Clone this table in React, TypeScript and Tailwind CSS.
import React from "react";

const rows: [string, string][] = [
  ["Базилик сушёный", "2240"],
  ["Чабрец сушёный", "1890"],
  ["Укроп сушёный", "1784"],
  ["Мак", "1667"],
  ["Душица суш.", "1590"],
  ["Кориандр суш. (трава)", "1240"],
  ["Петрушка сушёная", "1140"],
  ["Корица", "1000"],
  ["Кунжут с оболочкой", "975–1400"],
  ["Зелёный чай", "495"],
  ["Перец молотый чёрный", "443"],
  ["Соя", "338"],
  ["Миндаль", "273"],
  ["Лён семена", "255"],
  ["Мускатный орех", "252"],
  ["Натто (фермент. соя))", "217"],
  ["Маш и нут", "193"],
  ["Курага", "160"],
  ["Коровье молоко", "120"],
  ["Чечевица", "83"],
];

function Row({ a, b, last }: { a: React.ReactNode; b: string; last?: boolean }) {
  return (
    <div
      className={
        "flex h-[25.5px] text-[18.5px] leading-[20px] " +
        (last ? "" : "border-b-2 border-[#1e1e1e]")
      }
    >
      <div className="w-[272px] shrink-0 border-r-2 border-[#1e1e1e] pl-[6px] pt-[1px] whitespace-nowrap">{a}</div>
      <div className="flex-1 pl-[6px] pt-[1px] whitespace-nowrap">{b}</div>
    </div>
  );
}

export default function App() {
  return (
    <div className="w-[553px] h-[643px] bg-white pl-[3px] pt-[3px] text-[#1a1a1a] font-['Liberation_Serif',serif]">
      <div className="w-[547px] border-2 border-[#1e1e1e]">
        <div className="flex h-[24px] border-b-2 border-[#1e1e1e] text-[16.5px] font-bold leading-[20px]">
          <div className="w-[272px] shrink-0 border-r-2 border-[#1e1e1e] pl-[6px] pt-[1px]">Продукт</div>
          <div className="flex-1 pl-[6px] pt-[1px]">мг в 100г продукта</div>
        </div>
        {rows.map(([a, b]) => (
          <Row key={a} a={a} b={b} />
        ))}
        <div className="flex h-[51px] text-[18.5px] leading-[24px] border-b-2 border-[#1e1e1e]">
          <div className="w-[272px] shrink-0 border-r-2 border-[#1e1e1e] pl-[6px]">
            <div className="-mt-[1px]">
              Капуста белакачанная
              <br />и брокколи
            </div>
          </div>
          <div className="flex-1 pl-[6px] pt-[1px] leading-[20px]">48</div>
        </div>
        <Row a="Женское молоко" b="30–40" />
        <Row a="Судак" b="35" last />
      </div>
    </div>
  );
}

---+---

_WORK TO DO_
Nothing should be changed: write out all of the data as is.

_OUTPUT_
Clone this table in React, TypeScript and Tailwind CSS.
import React from "react";

const rows: [string, string][] = [
  ["Базилик сушёный", "2240"],
  ["Чабрец сушёный", "1890"],
  ["Укроп сушёный", "1784"],
  ["Мак", "1667"],
  ["Душица суш.", "1590"],
  ["Кориандр суш. (трава)", "1240"],
  ["Петрушка сушёная", "1140"],
  ["Корица", "1000"],
  ["Кунжут с оболочкой", "975–1400"],
  ["Зелёный чай", "495"],
  ["Перец молотый чёрный", "443"],
  ["Соя", "338"],
  ["Миндаль", "273"],
  ["Лён семена", "255"],
  ["Мускатный орех", "252"],
  ["Натто (фермент. соя))", "217"],
  ["Маш и нут", "193"],
  ["Курага", "160"],
  ["Коровье молоко", "120"],
  ["Чечевица", "83"],
];

function Row({ a, b, last }: { a: React.ReactNode; b: string; last?: boolean }) {
  return (
    <div
      className={
        "flex h-[25.5px] text-[18.5px] leading-[20px] " +
        (last ? "" : "border-b-2 border-[#1e1e1e]")
      }
    >
      <div className="w-[272px] shrink-0 border-r-2 border-[#1e1e1e] pl-[6px] pt-[1px] whitespace-nowrap">{a}</div>
      <div className="flex-1 pl-[6px] pt-[1px] whitespace-nowrap">{b}</div>
    </div>
  );
}

export default function App() {
  return (
    <div className="w-[553px] h-[643px] bg-white pl-[3px] pt-[3px] text-[#1a1a1a] font-['Liberation_Serif',serif]">
      <div className="w-[547px] border-2 border-[#1e1e1e]">
        <div className="flex h-[24px] border-b-2 border-[#1e1e1e] text-[16.5px] font-bold leading-[20px]">
          <div className="w-[272px] shrink-0 border-r-2 border-[#1e1e1e] pl-[6px] pt-[1px]">Продукт</div>
          <div className="flex-1 pl-[6px] pt-[1px]">мг в 100г продукта</div>
        </div>
        {rows.map(([a, b]) => (
          <Row key={a} a={a} b={b} />
        ))}
        <div className="flex h-[51px] text-[18.5px] leading-[24px] border-b-2 border-[#1e1e1e]">
          <div className="w-[272px] shrink-0 border-r-2 border-[#1e1e1e] pl-[6px]">
            <div className="-mt-[1px]">
              Капуста белакачанная
              <br />и брокколи
            </div>
          </div>
          <div className="flex-1 pl-[6px] pt-[1px] leading-[20px]">48</div>
        </div>
        <Row a="Женское молоко" b="30–40" />
        <Row a="Судак" b="35" last />
      </div>
    </div>
  );
}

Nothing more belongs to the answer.